TITLE:
Ramanujan-Inspired Prime Sums through Prime Gaps
AUTHORS:
Payam Danesh, Raoul Bianchetti
KEYWORDS:
Partial Prime Sums, Prime Gaps, Ramanujan-Inspired Summation, Geometric Encoding
JOURNAL NAME:
Journal of Applied Mathematics and Physics,
Vol.14 No.7,
July
14,
2026
ABSTRACT: In this study, we develop a finite framework for studying sums of prime numbers through consecutive prime gaps. This work is motivated by Ramanujan’s influence on arithmetic decompositions, partition methods, and summation ideas, but the argument itself remains within ordinary finite number theory. The main result is an exact finite rearrangement of the partial prime sum: the sum of the first
n
primes is written as the contribution of the initial prime together with a weighted accumulation of consecutive prime gaps. Each gap receives a weight equal to the number of later primes affected by that gap. The same identity is also expressed geometrically, where the weighted gap contribution appears as the slope relation in a right triangle.

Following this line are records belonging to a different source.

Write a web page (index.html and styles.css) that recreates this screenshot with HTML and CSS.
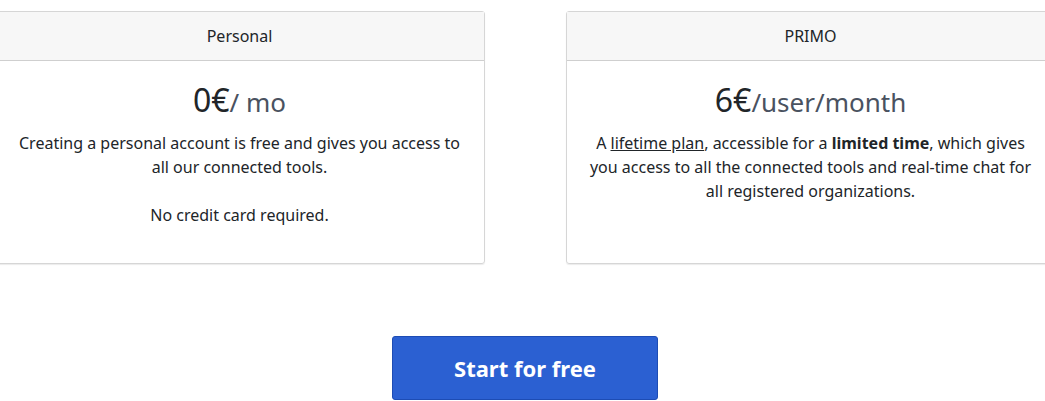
FILE: index.html
```html
<!DOCTYPE html>
<html lang="en">

<head>
    <meta charset="UTF-8">
    <meta name="viewport" content="width=device-width, initial-scale=1.0">
    <title>Pricing</title>
    <link rel="stylesheet" href="styles.css">
</head>

<body>
    <div class="pricing">
        <div class="plans">
            <div class="card">
                <div class="card-header">Personal</div>
                <div class="card-body">
                    <h1 class="price">0€<small>/ mo</small></h1>
                    <p>Creating a personal account is free and gives you access to all our connected tools.<br><br>No credit card required.</p>
                </div>
            </div>
            <div class="card">
                <div class="card-header">PRIMO</div>
                <div class="card-body">
                    <h1 class="price">6€<small>/user/month</small></h1>
                    <p>A <u>lifetime plan</u>, accessible for a <b>limited time</b>, which gives you access to all the connected tools and real-time chat for all registered organizations.</p>
                </div>
            </div>
        </div>
        <div class="actions">
            <a class="btn-start" href="#">Start for free</a>
        </div>
    </div>
</body>

</html>
```

FILE: styles.css
```css
* {
    margin: 0;
    padding: 0;
    box-sizing: border-box;
}

body {
    overflow: hidden;
    background: #fff;
    color: #212529;
    font-family: "Noto Sans", "Open Sans", sans-serif;
    font-size: 16px;
    line-height: 1.5;
}

.pricing {
    padding-top: 11px;
}

.plans {
    display: flex;
    justify-content: center;
    gap: 81px;
    margin-left: 5px;
}

.card {
    flex: 0 0 490px;
    display: flex;
    flex-direction: column;
    border: 1px solid #d6d6d6;
    border-radius: 3px;
    box-shadow: 0 1px 1px rgba(0, 0, 0, .08);
    text-align: center;
}

.card-header {
    height: 49px;
    line-height: 48px;
    background: #f7f7f7;
    border-bottom: 1px solid #cfcfcf;
    font-size: 16px;
}

.card-body {
    flex: 1;
    padding: 20px 20px 20px;
}

.price {
    font-size: 32px;
    font-weight: 400;
    line-height: 1.2;
    margin-bottom: 12px;
}

.price small {
    font-size: 26px;
    color: #4a5260;
}

.card-body p {
    margin-bottom: 16px;
}

.actions {
    display: flex;
    justify-content: center;
    margin-top: 72px;
    margin-left: 5px;
}

.btn-start {
    display: block;
    width: 266px;
    height: 64px;
    line-height: 62px;
    background: #2b60d2;
    border: 1px solid #1d4cb4;
    border-radius: 3px;
    color: #fff;
    font-size: 22px;
    font-weight: 700;
    text-decoration: none;
    text-align: center;
}
```
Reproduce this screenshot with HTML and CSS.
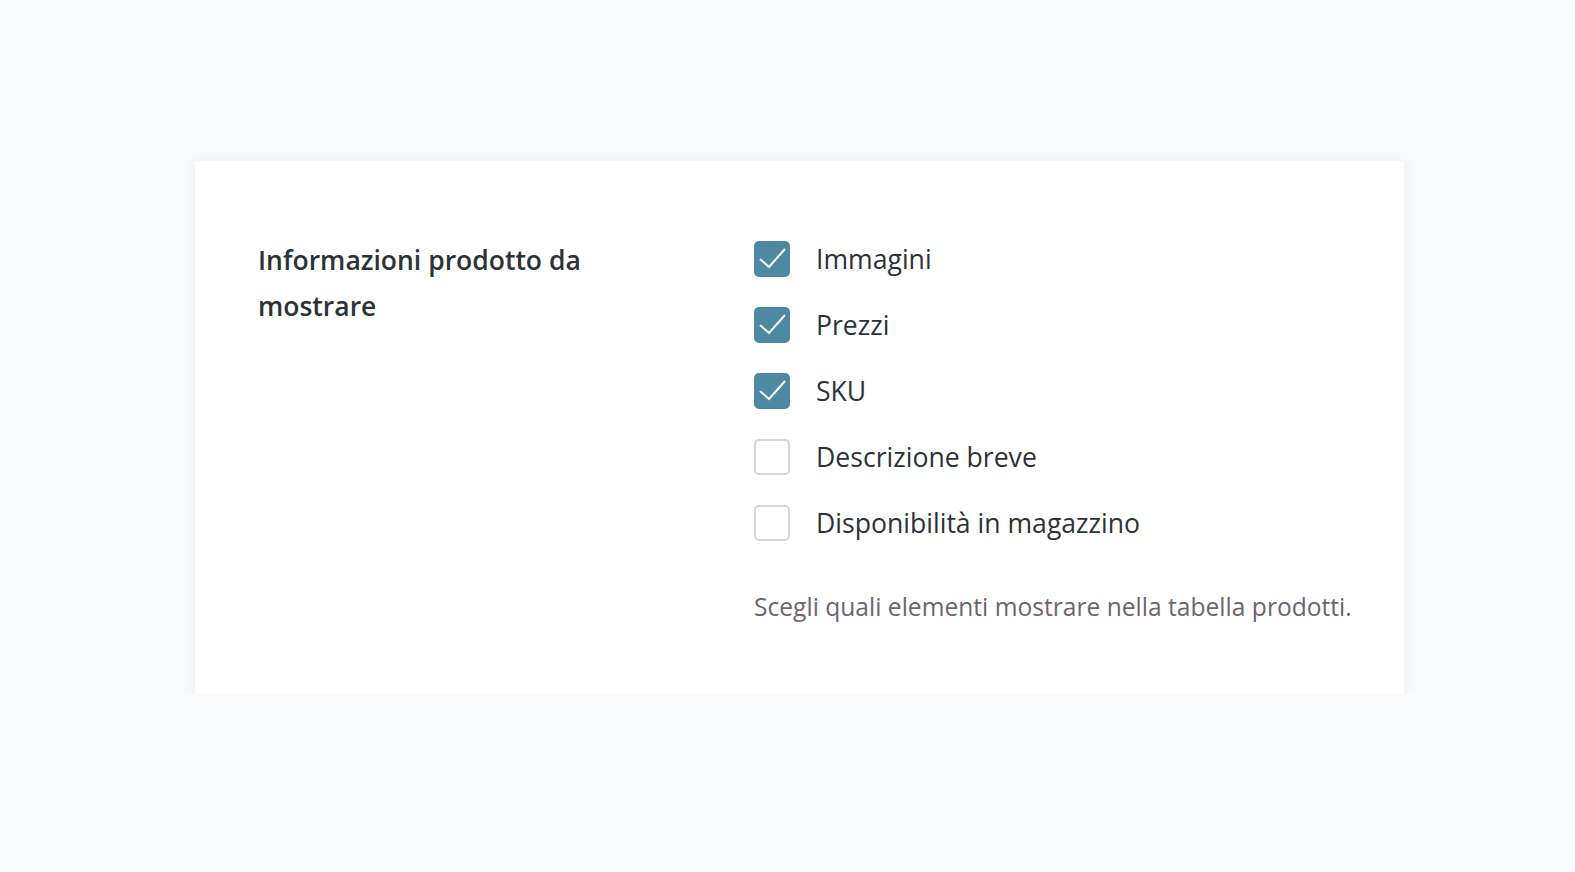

Exact examples verify the formula for small prime sums, and the asymptotic discussion places the identity beside the classical leading scale predicted by the prime number theorem. This paper also separates finite identities from regularized infinite summations, while divergent infinite prime sums require a separate summation theory and cannot be treated as ordinary convergent series.